— start —

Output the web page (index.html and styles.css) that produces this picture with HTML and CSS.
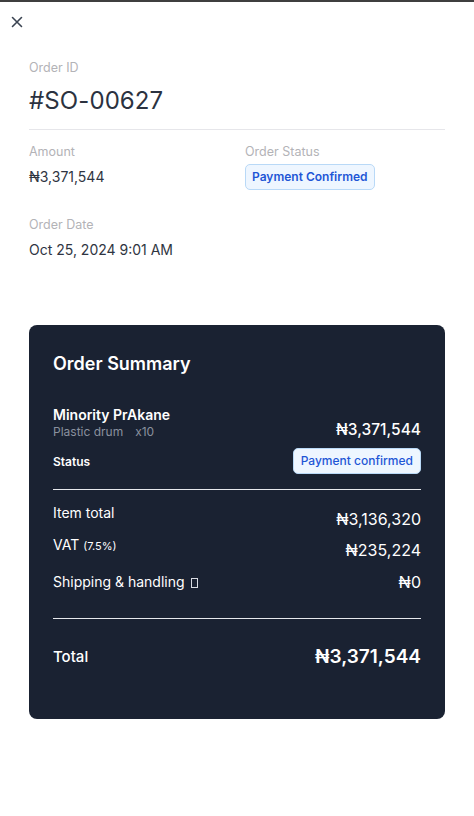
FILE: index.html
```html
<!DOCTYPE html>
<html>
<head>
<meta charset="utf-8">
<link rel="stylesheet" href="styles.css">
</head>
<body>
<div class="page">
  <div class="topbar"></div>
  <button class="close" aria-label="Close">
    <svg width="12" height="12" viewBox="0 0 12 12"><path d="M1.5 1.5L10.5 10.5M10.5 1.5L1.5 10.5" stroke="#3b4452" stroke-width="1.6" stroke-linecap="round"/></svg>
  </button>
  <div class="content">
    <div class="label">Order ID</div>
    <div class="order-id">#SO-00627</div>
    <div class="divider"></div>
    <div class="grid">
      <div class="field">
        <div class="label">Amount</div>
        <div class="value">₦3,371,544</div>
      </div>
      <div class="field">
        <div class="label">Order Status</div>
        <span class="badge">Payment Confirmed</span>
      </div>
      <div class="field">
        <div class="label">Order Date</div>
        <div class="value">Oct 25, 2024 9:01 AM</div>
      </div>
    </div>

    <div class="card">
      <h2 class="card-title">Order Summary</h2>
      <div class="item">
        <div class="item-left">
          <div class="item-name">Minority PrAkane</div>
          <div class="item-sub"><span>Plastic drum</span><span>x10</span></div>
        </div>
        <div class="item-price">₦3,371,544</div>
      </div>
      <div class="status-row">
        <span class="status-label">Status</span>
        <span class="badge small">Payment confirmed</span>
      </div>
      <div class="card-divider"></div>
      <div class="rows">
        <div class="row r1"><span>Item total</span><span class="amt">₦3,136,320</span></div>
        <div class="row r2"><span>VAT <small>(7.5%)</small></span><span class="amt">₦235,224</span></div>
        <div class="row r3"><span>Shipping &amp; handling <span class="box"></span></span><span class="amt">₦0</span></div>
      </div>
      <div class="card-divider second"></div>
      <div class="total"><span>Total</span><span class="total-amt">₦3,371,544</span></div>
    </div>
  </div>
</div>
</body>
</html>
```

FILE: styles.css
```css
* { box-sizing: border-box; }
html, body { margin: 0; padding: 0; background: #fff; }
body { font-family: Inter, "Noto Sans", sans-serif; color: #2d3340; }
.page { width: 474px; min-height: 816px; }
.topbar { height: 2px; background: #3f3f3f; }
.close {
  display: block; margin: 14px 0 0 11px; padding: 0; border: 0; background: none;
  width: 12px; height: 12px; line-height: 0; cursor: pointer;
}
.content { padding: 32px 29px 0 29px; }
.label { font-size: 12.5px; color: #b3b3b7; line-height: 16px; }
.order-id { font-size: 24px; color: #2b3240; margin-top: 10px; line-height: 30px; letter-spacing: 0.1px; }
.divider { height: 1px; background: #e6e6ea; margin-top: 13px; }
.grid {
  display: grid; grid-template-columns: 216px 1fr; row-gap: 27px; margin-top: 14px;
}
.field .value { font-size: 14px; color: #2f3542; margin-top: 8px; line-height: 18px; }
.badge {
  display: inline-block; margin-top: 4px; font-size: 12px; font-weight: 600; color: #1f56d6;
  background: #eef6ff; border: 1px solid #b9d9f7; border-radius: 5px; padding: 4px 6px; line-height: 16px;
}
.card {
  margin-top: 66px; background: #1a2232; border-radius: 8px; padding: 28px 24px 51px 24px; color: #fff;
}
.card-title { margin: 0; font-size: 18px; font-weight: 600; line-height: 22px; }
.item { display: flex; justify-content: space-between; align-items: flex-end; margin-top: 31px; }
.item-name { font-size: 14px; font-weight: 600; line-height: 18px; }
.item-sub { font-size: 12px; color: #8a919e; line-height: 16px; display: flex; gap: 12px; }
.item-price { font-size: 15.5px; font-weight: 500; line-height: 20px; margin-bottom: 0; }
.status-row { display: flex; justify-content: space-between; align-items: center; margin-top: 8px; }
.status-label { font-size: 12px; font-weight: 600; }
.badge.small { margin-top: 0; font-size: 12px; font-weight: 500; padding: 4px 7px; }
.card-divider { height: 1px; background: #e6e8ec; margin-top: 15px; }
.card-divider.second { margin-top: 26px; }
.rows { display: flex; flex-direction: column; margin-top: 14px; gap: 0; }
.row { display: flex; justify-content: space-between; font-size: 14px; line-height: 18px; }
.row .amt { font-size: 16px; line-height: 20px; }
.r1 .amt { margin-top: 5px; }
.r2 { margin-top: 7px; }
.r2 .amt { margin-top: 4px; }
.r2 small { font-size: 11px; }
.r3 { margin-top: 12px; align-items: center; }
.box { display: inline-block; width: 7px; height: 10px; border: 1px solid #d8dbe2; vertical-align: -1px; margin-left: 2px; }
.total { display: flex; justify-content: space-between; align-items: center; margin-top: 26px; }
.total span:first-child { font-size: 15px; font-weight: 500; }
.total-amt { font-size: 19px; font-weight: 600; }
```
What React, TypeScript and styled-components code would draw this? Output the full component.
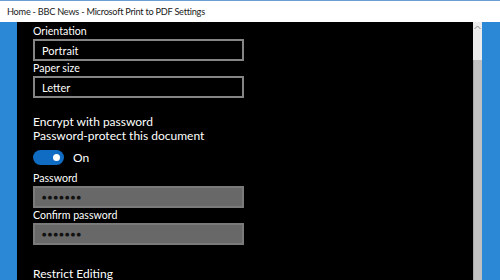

— end —

> TASK OBJECTIVE
Every line is to be duplicated exactly, though pictures stay out.

> SOLUTION TO THIS TASK
Output the web page (index.html and styles.css) that produces this picture with HTML and CSS.
FILE: index.html
```html
<!DOCTYPE html>
<html>
<head>
<meta charset="utf-8">
<link rel="stylesheet" href="styles.css">
</head>
<body>
<div class="page">
  <div class="topbar"></div>
  <button class="close" aria-label="Close">
    <svg width="12" height="12" viewBox="0 0 12 12"><path d="M1.5 1.5L10.5 10.5M10.5 1.5L1.5 10.5" stroke="#3b4452" stroke-width="1.6" stroke-linecap="round"/></svg>
  </button>
  <div class="content">
    <div class="label">Order ID</div>
    <div class="order-id">#SO-00627</div>
    <div class="divider"></div>
    <div class="grid">
      <div class="field">
        <div class="label">Amount</div>
        <div class="value">₦3,371,544</div>
      </div>
      <div class="field">
        <div class="label">Order Status</div>
        <span class="badge">Payment Confirmed</span>
      </div>
      <div class="field">
        <div class="label">Order Date</div>
        <div class="value">Oct 25, 2024 9:01 AM</div>
      </div>
    </div>

    <div class="card">
      <h2 class="card-title">Order Summary</h2>
      <div class="item">
        <div class="item-left">
          <div class="item-name">Minority PrAkane</div>
          <div class="item-sub"><span>Plastic drum</span><span>x10</span></div>
        </div>
        <div class="item-price">₦3,371,544</div>
      </div>
      <div class="status-row">
        <span class="status-label">Status</span>
        <span class="badge small">Payment confirmed</span>
      </div>
      <div class="card-divider"></div>
      <div class="rows">
        <div class="row r1"><span>Item total</span><span class="amt">₦3,136,320</span></div>
        <div class="row r2"><span>VAT <small>(7.5%)</small></span><span class="amt">₦235,224</span></div>
        <div class="row r3"><span>Shipping &amp; handling <span class="box"></span></span><span class="amt">₦0</span></div>
      </div>
      <div class="card-divider second"></div>
      <div class="total"><span>Total</span><span class="total-amt">₦3,371,544</span></div>
    </div>
  </div>
</div>
</body>
</html>
```

FILE: styles.css
```css
* { box-sizing: border-box; }
html, body { margin: 0; padding: 0; background: #fff; }
body { font-family: Inter, "Noto Sans", sans-serif; color: #2d3340; }
.page { width: 474px; min-height: 816px; }
.topbar { height: 2px; background: #3f3f3f; }
.close {
  display: block; margin: 14px 0 0 11px; padding: 0; border: 0; background: none;
  width: 12px; height: 12px; line-height: 0; cursor: pointer;
}
.content { padding: 32px 29px 0 29px; }
.label { font-size: 12.5px; color: #b3b3b7; line-height: 16px; }
.order-id { font-size: 24px; color: #2b3240; margin-top: 10px; line-height: 30px; letter-spacing: 0.1px; }
.divider { height: 1px; background: #e6e6ea; margin-top: 13px; }
.grid {
  display: grid; grid-template-columns: 216px 1fr; row-gap: 27px; margin-top: 14px;
}
.field .value { font-size: 14px; color: #2f3542; margin-top: 8px; line-height: 18px; }
.badge {
  display: inline-block; margin-top: 4px; font-size: 12px; font-weight: 600; color: #1f56d6;
  background: #eef6ff; border: 1px solid #b9d9f7; border-radius: 5px; padding: 4px 6px; line-height: 16px;
}
.card {
  margin-top: 66px; background: #1a2232; border-radius: 8px; padding: 28px 24px 51px 24px; color: #fff;
}
.card-title { margin: 0; font-size: 18px; font-weight: 600; line-height: 22px; }
.item { display: flex; justify-content: space-between; align-items: flex-end; margin-top: 31px; }
.item-name { font-size: 14px; font-weight: 600; line-height: 18px; }
.item-sub { font-size: 12px; color: #8a919e; line-height: 16px; display: flex; gap: 12px; }
.item-price { font-size: 15.5px; font-weight: 500; line-height: 20px; margin-bottom: 0; }
.status-row { display: flex; justify-content: space-between; align-items: center; margin-top: 8px; }
.status-label { font-size: 12px; font-weight: 600; }
.badge.small { margin-top: 0; font-size: 12px; font-weight: 500; padding: 4px 7px; }
.card-divider { height: 1px; background: #e6e8ec; margin-top: 15px; }
.card-divider.second { margin-top: 26px; }
.rows { display: flex; flex-direction: column; margin-top: 14px; gap: 0; }
.row { display: flex; justify-content: space-between; font-size: 14px; line-height: 18px; }
.row .amt { font-size: 16px; line-height: 20px; }
.r1 .amt { margin-top: 5px; }
.r2 { margin-top: 7px; }
.r2 .amt { margin-top: 4px; }
.r2 small { font-size: 11px; }
.r3 { margin-top: 12px; align-items: center; }
.box { display: inline-block; width: 7px; height: 10px; border: 1px solid #d8dbe2; vertical-align: -1px; margin-left: 2px; }
.total { display: flex; justify-content: space-between; align-items: center; margin-top: 26px; }
.total span:first-child { font-size: 15px; font-weight: 500; }
.total-amt { font-size: 19px; font-weight: 600; }
```
What React, TypeScript and styled-components code would draw this? Output the full component.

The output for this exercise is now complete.